> _SHORT TASK_:
Repeat every line of the listing below exactly, minus the pictures.

— BEGIN —

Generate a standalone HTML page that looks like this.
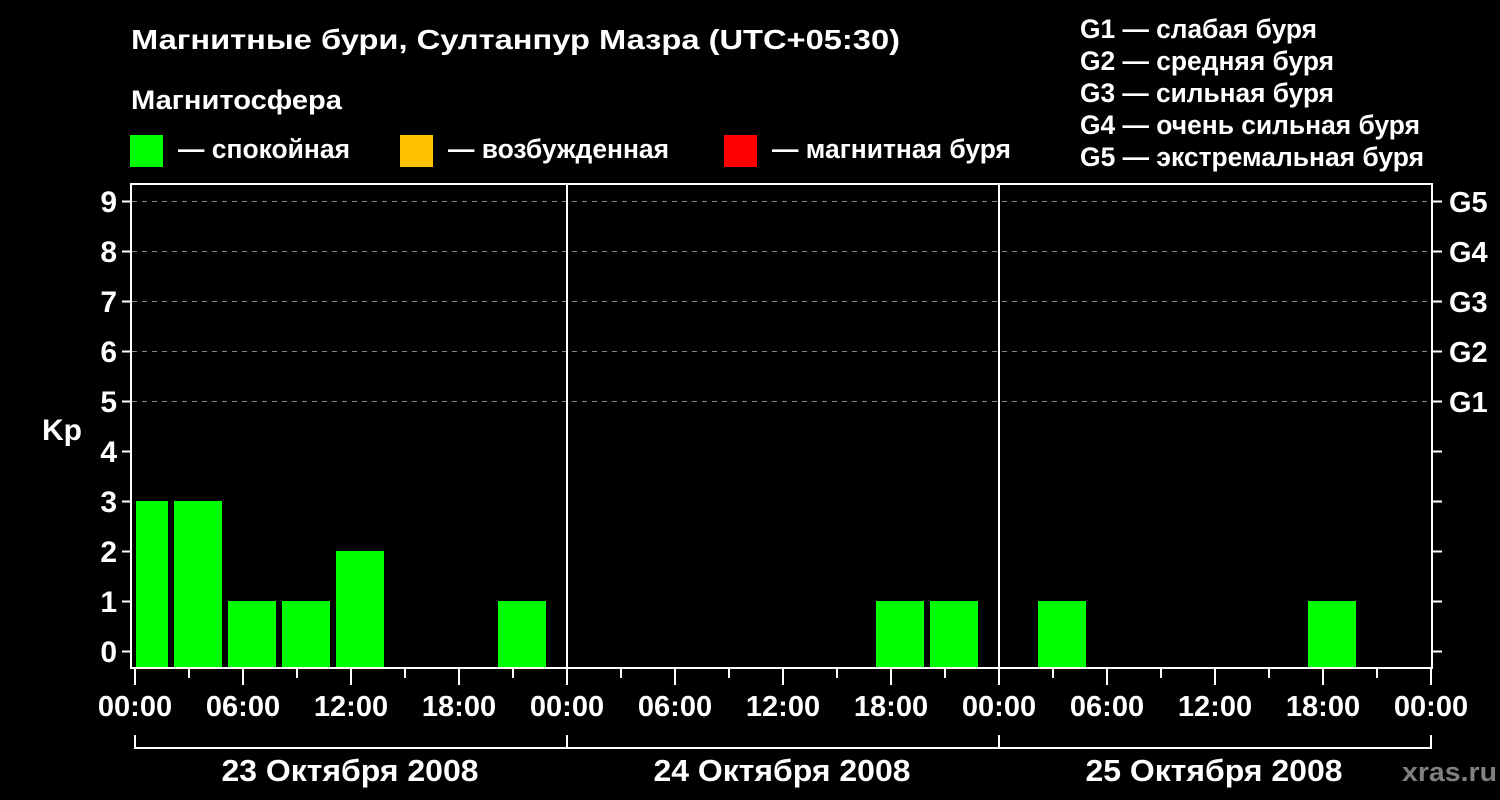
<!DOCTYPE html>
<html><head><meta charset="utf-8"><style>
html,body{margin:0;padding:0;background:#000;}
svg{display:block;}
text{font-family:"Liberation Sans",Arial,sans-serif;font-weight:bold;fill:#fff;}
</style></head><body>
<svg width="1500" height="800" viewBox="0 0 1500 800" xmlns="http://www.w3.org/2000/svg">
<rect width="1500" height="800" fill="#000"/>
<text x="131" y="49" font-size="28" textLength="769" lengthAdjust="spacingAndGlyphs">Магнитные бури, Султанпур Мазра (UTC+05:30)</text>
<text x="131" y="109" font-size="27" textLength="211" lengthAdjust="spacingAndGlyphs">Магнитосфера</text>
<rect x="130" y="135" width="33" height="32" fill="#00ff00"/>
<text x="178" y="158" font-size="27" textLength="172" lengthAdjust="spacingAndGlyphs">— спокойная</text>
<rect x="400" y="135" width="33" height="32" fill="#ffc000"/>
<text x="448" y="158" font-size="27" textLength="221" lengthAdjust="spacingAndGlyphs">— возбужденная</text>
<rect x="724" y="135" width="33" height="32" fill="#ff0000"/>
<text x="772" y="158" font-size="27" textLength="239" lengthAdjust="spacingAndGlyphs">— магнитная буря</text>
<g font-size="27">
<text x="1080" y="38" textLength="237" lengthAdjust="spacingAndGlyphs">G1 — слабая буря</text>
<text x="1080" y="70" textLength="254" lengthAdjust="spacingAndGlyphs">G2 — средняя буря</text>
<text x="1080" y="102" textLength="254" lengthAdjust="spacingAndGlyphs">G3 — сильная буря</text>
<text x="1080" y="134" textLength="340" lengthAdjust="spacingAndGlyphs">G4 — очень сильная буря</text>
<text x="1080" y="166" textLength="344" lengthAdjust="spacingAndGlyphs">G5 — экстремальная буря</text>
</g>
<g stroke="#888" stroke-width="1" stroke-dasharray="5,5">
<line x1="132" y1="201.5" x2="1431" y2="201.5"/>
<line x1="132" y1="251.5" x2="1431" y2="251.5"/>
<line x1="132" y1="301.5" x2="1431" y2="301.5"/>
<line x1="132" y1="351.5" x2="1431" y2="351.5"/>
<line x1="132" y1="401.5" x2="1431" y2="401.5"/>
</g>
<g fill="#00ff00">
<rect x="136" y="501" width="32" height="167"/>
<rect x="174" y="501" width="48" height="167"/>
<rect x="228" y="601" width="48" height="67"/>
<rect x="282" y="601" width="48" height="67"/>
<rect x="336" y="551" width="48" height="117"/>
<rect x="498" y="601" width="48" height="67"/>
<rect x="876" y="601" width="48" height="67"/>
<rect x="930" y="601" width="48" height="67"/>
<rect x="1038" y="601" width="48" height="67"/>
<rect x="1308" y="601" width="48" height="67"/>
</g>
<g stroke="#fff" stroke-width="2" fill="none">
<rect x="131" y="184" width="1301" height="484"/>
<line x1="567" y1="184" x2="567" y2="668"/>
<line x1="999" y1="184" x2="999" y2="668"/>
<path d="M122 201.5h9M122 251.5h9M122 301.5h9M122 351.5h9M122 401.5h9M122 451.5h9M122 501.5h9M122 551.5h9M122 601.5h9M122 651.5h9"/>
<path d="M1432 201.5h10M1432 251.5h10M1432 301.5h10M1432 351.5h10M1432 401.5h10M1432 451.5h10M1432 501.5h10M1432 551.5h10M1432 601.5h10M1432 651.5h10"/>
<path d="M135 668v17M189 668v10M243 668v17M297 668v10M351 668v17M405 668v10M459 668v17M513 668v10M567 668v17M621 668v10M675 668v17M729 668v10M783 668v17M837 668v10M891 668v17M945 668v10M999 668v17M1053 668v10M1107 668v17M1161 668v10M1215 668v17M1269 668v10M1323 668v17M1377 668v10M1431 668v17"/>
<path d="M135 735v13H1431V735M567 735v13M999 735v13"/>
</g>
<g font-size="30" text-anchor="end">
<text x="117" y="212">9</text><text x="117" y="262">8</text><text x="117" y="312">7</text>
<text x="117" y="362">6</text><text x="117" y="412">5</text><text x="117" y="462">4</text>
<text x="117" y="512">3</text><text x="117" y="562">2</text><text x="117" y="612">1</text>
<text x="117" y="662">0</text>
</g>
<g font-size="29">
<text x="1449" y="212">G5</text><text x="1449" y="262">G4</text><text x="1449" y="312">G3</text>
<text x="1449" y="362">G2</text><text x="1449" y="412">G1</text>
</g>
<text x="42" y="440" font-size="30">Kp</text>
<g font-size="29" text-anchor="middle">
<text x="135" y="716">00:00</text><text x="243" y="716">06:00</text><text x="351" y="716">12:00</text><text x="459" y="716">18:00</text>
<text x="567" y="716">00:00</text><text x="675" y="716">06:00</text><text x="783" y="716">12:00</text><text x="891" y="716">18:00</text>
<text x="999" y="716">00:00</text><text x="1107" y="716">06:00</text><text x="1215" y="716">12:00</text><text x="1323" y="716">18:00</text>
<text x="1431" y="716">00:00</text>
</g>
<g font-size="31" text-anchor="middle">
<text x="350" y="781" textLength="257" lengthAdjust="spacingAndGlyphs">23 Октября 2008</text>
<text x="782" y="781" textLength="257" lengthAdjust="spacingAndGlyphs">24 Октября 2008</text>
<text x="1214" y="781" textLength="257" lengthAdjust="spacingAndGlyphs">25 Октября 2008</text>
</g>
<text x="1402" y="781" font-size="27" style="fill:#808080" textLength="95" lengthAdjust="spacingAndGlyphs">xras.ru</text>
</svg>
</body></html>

— END —

> _REPLY_:
Generate a standalone HTML page that looks like this.
<!DOCTYPE html>
<html><head><meta charset="utf-8"><style>
html,body{margin:0;padding:0;background:#000;}
svg{display:block;}
text{font-family:"Liberation Sans",Arial,sans-serif;font-weight:bold;fill:#fff;}
</style></head><body>
<svg width="1500" height="800" viewBox="0 0 1500 800" xmlns="http://www.w3.org/2000/svg">
<rect width="1500" height="800" fill="#000"/>
<text x="131" y="49" font-size="28" textLength="769" lengthAdjust="spacingAndGlyphs">Магнитные бури, Султанпур Мазра (UTC+05:30)</text>
<text x="131" y="109" font-size="27" textLength="211" lengthAdjust="spacingAndGlyphs">Магнитосфера</text>
<rect x="130" y="135" width="33" height="32" fill="#00ff00"/>
<text x="178" y="158" font-size="27" textLength="172" lengthAdjust="spacingAndGlyphs">— спокойная</text>
<rect x="400" y="135" width="33" height="32" fill="#ffc000"/>
<text x="448" y="158" font-size="27" textLength="221" lengthAdjust="spacingAndGlyphs">— возбужденная</text>
<rect x="724" y="135" width="33" height="32" fill="#ff0000"/>
<text x="772" y="158" font-size="27" textLength="239" lengthAdjust="spacingAndGlyphs">— магнитная буря</text>
<g font-size="27">
<text x="1080" y="38" textLength="237" lengthAdjust="spacingAndGlyphs">G1 — слабая буря</text>
<text x="1080" y="70" textLength="254" lengthAdjust="spacingAndGlyphs">G2 — средняя буря</text>
<text x="1080" y="102" textLength="254" lengthAdjust="spacingAndGlyphs">G3 — сильная буря</text>
<text x="1080" y="134" textLength="340" lengthAdjust="spacingAndGlyphs">G4 — очень сильная буря</text>
<text x="1080" y="166" textLength="344" lengthAdjust="spacingAndGlyphs">G5 — экстремальная буря</text>
</g>
<g stroke="#888" stroke-width="1" stroke-dasharray="5,5">
<line x1="132" y1="201.5" x2="1431" y2="201.5"/>
<line x1="132" y1="251.5" x2="1431" y2="251.5"/>
<line x1="132" y1="301.5" x2="1431" y2="301.5"/>
<line x1="132" y1="351.5" x2="1431" y2="351.5"/>
<line x1="132" y1="401.5" x2="1431" y2="401.5"/>
</g>
<g fill="#00ff00">
<rect x="136" y="501" width="32" height="167"/>
<rect x="174" y="501" width="48" height="167"/>
<rect x="228" y="601" width="48" height="67"/>
<rect x="282" y="601" width="48" height="67"/>
<rect x="336" y="551" width="48" height="117"/>
<rect x="498" y="601" width="48" height="67"/>
<rect x="876" y="601" width="48" height="67"/>
<rect x="930" y="601" width="48" height="67"/>
<rect x="1038" y="601" width="48" height="67"/>
<rect x="1308" y="601" width="48" height="67"/>
</g>
<g stroke="#fff" stroke-width="2" fill="none">
<rect x="131" y="184" width="1301" height="484"/>
<line x1="567" y1="184" x2="567" y2="668"/>
<line x1="999" y1="184" x2="999" y2="668"/>
<path d="M122 201.5h9M122 251.5h9M122 301.5h9M122 351.5h9M122 401.5h9M122 451.5h9M122 501.5h9M122 551.5h9M122 601.5h9M122 651.5h9"/>
<path d="M1432 201.5h10M1432 251.5h10M1432 301.5h10M1432 351.5h10M1432 401.5h10M1432 451.5h10M1432 501.5h10M1432 551.5h10M1432 601.5h10M1432 651.5h10"/>
<path d="M135 668v17M189 668v10M243 668v17M297 668v10M351 668v17M405 668v10M459 668v17M513 668v10M567 668v17M621 668v10M675 668v17M729 668v10M783 668v17M837 668v10M891 668v17M945 668v10M999 668v17M1053 668v10M1107 668v17M1161 668v10M1215 668v17M1269 668v10M1323 668v17M1377 668v10M1431 668v17"/>
<path d="M135 735v13H1431V735M567 735v13M999 735v13"/>
</g>
<g font-size="30" text-anchor="end">
<text x="117" y="212">9</text><text x="117" y="262">8</text><text x="117" y="312">7</text>
<text x="117" y="362">6</text><text x="117" y="412">5</text><text x="117" y="462">4</text>
<text x="117" y="512">3</text><text x="117" y="562">2</text><text x="117" y="612">1</text>
<text x="117" y="662">0</text>
</g>
<g font-size="29">
<text x="1449" y="212">G5</text><text x="1449" y="262">G4</text><text x="1449" y="312">G3</text>
<text x="1449" y="362">G2</text><text x="1449" y="412">G1</text>
</g>
<text x="42" y="440" font-size="30">Kp</text>
<g font-size="29" text-anchor="middle">
<text x="135" y="716">00:00</text><text x="243" y="716">06:00</text><text x="351" y="716">12:00</text><text x="459" y="716">18:00</text>
<text x="567" y="716">00:00</text><text x="675" y="716">06:00</text><text x="783" y="716">12:00</text><text x="891" y="716">18:00</text>
<text x="999" y="716">00:00</text><text x="1107" y="716">06:00</text><text x="1215" y="716">12:00</text><text x="1323" y="716">18:00</text>
<text x="1431" y="716">00:00</text>
</g>
<g font-size="31" text-anchor="middle">
<text x="350" y="781" textLength="257" lengthAdjust="spacingAndGlyphs">23 Октября 2008</text>
<text x="782" y="781" textLength="257" lengthAdjust="spacingAndGlyphs">24 Октября 2008</text>
<text x="1214" y="781" textLength="257" lengthAdjust="spacingAndGlyphs">25 Октября 2008</text>
</g>
<text x="1402" y="781" font-size="27" style="fill:#808080" textLength="95" lengthAdjust="spacingAndGlyphs">xras.ru</text>
</svg>
</body></html>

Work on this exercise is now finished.